>> Start DATA LINES
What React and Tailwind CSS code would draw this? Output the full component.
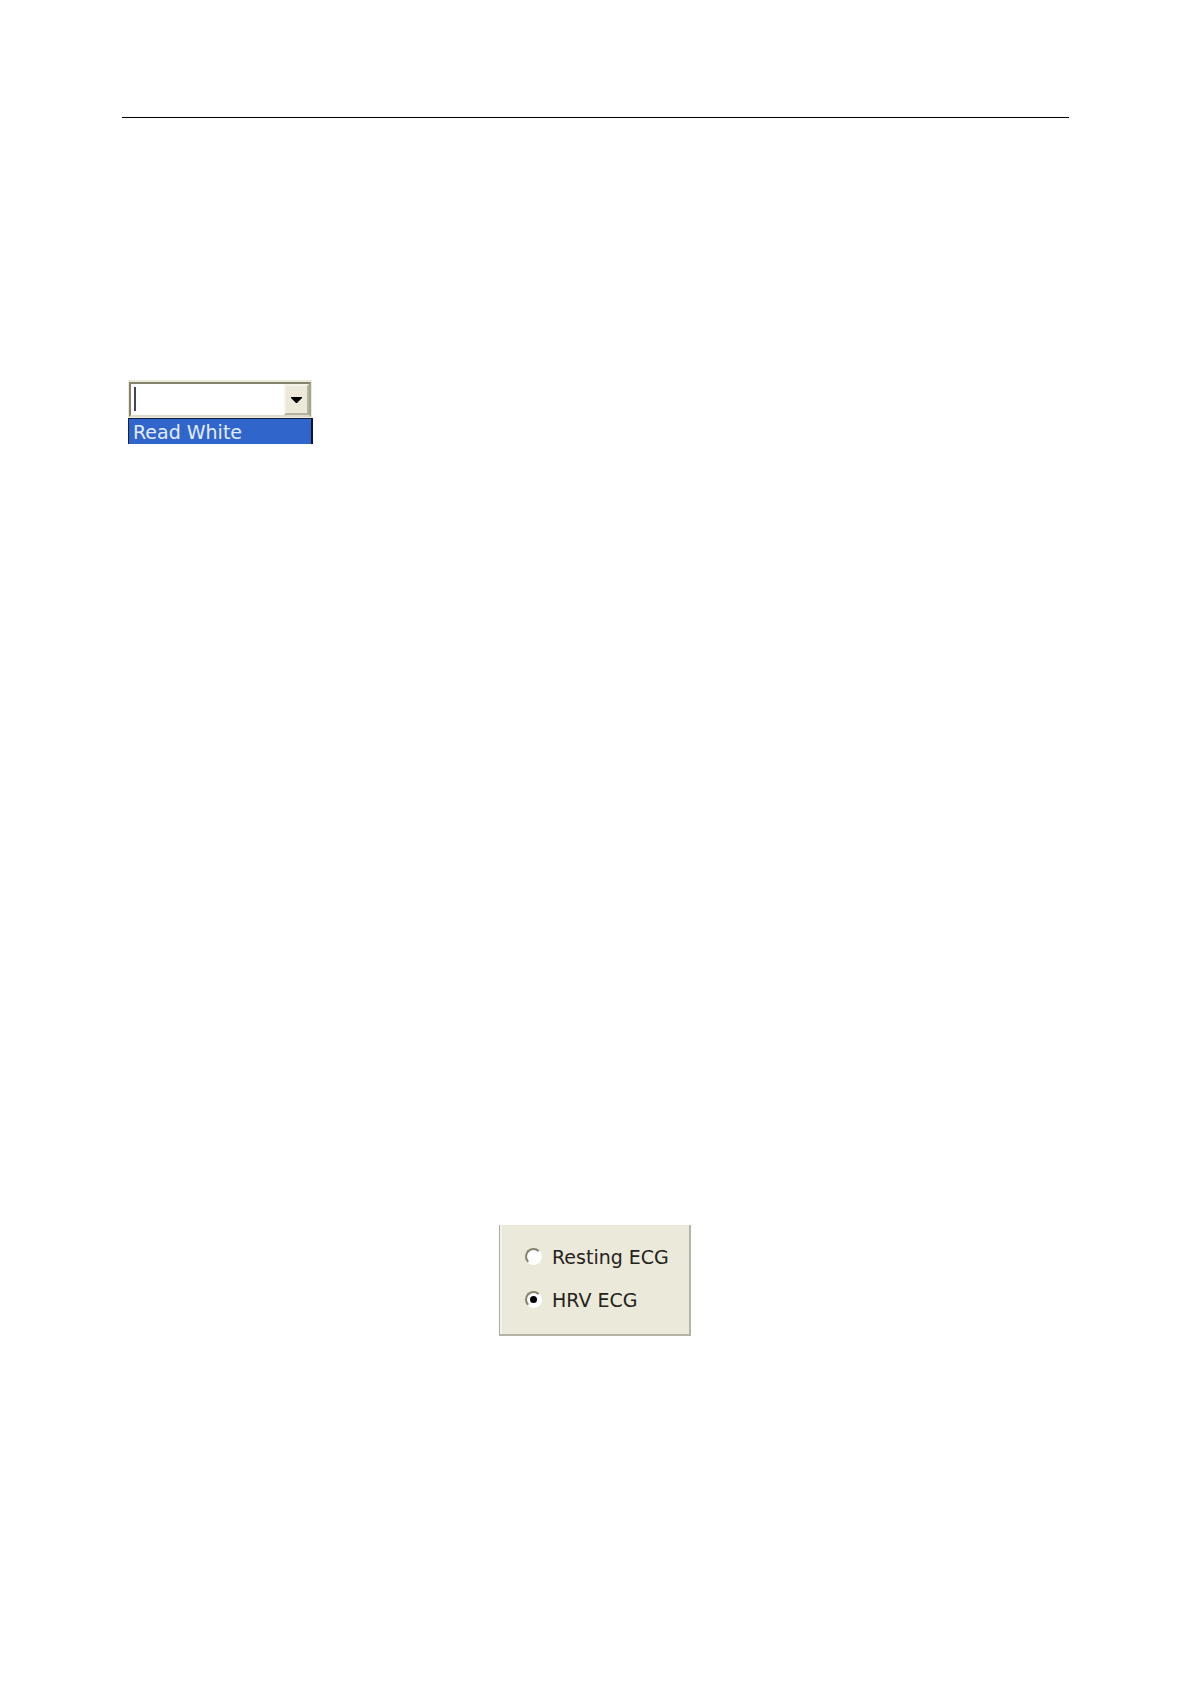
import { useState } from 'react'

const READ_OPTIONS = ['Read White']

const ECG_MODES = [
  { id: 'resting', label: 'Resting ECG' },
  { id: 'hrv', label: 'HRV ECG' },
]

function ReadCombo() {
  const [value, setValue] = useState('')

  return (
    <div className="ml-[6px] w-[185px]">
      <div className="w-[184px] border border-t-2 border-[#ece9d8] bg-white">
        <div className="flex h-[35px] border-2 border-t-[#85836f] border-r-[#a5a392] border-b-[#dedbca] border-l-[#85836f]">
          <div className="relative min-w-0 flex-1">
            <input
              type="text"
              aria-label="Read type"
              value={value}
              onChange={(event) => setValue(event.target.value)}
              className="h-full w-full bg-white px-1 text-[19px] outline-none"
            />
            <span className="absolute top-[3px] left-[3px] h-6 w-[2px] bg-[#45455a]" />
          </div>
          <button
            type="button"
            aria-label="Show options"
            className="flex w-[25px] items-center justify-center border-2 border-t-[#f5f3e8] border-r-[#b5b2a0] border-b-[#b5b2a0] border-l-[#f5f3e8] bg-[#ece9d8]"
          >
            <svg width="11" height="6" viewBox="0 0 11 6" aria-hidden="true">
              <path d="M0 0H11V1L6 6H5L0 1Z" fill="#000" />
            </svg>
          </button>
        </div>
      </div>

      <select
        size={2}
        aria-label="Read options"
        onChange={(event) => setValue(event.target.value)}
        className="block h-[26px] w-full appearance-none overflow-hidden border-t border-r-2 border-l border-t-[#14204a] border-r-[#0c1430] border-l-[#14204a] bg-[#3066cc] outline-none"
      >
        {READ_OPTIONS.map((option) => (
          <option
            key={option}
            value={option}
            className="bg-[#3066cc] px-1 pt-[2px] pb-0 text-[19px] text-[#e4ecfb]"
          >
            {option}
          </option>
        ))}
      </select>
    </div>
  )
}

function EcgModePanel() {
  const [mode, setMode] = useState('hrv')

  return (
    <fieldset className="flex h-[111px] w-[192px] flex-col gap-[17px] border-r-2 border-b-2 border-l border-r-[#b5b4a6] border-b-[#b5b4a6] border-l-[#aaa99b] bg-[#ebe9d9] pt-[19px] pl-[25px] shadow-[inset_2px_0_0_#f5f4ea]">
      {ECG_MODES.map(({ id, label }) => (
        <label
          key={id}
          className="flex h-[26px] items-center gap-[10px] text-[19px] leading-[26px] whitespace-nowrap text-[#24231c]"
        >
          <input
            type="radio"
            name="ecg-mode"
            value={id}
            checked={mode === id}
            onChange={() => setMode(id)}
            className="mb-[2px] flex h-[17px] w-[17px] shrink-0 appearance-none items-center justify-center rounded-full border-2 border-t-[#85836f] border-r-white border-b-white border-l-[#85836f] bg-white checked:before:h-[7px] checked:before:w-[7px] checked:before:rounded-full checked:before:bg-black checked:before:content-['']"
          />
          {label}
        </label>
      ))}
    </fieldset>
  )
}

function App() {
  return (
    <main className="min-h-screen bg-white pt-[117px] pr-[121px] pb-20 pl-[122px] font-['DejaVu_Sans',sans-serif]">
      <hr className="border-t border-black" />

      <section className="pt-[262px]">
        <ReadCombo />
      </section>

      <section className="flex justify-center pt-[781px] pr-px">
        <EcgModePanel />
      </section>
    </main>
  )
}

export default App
>> End DATA LINES
# EXERCISE DETAILS
Give again, exactly, the lines from the start of the data through the one holding "const [value, setValue] = useState('')"; omit the pictures.

# FULL RESPONSE
What React and Tailwind CSS code would draw this? Output the full component.
import { useState } from 'react'

const READ_OPTIONS = ['Read White']

const ECG_MODES = [
  { id: 'resting', label: 'Resting ECG' },
  { id: 'hrv', label: 'HRV ECG' },
]

function ReadCombo() {
  const [value, setValue] = useState('')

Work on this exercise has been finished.